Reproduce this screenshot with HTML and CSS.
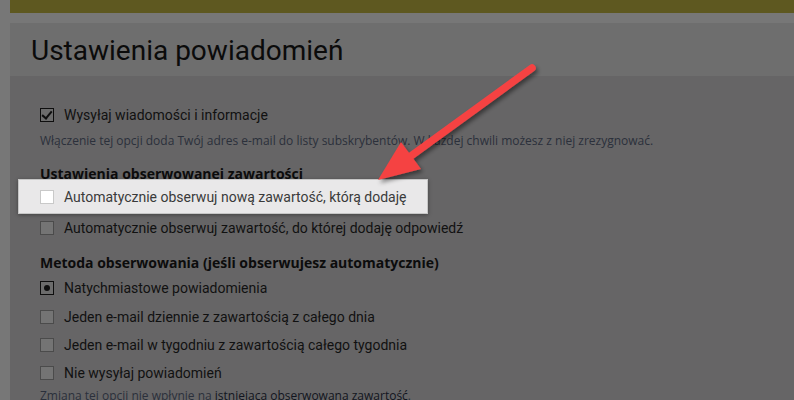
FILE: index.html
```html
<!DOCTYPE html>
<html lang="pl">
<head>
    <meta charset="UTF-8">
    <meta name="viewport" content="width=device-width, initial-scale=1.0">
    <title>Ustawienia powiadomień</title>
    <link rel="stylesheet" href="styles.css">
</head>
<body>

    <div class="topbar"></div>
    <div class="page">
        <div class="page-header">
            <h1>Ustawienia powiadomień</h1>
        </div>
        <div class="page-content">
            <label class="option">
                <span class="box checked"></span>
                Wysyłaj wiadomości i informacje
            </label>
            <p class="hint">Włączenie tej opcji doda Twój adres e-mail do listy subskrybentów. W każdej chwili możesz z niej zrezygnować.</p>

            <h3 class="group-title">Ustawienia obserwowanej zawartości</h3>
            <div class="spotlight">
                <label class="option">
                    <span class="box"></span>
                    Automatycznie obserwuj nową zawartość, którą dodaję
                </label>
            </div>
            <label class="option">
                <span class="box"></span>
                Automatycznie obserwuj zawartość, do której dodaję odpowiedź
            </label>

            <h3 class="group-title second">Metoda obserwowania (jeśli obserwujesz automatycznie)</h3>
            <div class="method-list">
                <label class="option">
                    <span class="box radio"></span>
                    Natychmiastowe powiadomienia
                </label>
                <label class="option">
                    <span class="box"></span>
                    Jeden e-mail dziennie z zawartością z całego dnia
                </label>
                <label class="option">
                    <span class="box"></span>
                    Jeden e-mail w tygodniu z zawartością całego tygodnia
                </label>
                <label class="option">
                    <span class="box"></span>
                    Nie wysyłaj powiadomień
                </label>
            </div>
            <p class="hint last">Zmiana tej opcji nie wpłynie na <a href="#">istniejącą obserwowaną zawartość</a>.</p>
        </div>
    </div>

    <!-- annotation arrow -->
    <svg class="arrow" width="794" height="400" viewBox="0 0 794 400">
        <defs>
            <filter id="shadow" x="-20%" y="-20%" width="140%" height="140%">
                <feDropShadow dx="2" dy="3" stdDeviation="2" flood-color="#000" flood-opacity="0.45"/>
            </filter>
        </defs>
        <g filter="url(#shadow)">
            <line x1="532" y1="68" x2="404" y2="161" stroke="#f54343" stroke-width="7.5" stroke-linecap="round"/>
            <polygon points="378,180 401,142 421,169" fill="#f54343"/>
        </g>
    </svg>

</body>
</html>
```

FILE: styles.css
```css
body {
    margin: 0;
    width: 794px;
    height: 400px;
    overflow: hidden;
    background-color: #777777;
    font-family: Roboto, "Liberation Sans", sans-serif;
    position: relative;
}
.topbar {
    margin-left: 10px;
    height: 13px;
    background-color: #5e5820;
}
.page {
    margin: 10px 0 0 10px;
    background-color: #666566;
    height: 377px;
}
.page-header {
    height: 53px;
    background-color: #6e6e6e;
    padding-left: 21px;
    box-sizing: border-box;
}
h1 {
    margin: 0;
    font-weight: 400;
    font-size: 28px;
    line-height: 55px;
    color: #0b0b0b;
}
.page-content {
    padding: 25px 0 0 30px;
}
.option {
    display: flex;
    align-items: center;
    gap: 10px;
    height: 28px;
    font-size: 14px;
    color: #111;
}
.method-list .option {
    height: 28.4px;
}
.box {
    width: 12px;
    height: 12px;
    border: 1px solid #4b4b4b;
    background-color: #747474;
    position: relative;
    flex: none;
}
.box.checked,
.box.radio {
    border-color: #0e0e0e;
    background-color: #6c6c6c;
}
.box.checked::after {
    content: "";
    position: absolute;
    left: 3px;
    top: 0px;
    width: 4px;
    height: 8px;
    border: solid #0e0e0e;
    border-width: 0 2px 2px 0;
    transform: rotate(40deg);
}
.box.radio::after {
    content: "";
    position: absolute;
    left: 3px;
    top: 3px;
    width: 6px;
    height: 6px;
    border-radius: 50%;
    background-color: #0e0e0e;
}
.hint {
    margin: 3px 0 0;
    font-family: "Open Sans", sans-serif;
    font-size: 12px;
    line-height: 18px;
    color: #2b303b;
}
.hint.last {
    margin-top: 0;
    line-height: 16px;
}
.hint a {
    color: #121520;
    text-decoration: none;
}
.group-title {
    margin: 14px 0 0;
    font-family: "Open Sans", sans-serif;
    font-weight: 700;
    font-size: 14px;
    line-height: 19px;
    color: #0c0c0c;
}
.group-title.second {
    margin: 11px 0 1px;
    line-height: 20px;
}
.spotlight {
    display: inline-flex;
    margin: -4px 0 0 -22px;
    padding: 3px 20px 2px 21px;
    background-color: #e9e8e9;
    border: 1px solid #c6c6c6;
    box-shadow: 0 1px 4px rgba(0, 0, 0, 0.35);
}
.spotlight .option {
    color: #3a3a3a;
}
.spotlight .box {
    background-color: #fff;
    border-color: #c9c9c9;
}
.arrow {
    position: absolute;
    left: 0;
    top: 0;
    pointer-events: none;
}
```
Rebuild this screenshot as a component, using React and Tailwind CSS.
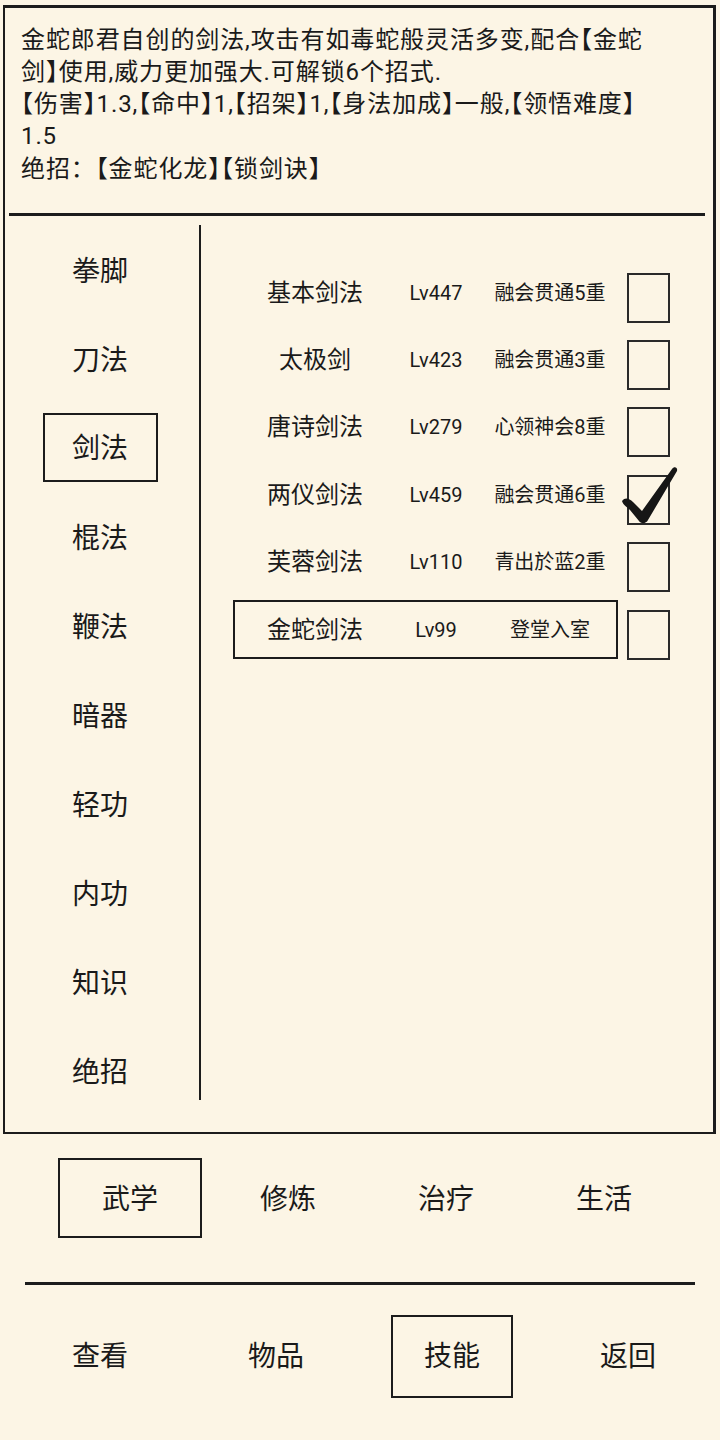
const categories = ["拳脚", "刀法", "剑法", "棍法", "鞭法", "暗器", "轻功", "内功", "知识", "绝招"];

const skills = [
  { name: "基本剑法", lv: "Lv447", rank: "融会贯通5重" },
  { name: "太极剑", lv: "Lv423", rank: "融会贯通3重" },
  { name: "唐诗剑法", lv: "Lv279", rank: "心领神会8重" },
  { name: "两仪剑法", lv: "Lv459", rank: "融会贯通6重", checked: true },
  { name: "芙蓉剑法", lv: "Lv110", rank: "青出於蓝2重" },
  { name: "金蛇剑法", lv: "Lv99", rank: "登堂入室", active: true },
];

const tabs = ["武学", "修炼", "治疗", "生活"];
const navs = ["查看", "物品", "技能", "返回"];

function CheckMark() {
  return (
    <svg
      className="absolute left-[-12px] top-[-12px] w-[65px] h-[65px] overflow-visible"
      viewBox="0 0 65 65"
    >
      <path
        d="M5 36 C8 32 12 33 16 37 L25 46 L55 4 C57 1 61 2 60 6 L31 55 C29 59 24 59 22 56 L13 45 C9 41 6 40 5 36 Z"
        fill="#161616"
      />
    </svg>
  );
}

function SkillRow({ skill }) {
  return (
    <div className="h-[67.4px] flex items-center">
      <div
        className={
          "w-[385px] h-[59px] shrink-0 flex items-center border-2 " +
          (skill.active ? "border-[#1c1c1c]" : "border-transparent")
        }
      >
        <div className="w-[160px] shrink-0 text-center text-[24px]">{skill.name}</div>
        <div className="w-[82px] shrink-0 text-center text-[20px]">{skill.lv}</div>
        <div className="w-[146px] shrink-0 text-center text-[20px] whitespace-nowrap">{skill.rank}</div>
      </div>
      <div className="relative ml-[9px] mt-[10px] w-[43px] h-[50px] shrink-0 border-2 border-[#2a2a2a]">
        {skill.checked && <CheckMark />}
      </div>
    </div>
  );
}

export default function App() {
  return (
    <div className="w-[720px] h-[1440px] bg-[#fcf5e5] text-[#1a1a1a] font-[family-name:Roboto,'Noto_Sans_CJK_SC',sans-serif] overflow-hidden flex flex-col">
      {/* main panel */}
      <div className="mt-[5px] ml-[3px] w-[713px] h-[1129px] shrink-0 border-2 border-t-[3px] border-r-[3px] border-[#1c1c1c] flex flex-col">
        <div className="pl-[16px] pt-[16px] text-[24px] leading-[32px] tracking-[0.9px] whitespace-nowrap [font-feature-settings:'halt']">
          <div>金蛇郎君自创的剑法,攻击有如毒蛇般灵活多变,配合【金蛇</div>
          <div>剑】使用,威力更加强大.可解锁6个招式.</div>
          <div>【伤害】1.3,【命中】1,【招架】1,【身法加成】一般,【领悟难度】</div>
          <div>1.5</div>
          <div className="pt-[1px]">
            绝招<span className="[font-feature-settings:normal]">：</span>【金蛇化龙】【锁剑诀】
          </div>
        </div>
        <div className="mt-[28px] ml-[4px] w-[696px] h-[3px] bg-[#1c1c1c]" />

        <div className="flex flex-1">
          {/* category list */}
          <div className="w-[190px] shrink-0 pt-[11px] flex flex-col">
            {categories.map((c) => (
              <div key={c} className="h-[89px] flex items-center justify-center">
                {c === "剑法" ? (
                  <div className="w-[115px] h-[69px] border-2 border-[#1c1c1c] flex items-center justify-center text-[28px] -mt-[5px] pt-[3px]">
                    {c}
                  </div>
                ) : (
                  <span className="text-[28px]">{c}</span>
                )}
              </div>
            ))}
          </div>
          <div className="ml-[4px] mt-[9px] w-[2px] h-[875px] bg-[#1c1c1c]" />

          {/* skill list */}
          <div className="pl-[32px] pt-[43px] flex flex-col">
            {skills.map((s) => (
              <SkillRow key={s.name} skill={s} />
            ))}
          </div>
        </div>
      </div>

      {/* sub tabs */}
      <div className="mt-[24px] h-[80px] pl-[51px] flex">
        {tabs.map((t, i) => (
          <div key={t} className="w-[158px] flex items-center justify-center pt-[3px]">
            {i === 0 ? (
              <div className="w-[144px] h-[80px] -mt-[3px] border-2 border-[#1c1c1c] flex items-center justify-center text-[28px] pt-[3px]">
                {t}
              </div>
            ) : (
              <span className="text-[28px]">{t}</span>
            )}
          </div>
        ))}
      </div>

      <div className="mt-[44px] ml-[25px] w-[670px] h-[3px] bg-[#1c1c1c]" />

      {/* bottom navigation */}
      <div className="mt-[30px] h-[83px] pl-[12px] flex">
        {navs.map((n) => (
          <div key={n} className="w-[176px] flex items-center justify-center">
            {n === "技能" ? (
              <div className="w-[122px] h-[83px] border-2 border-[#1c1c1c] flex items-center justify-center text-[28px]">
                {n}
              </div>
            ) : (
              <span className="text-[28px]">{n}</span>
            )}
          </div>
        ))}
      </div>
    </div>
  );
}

• • • • •

- WHAT YOU NEED TO DO -
Answer with a single number: the count of lines holding the word "this".

- RESULT OF THE TASK -
2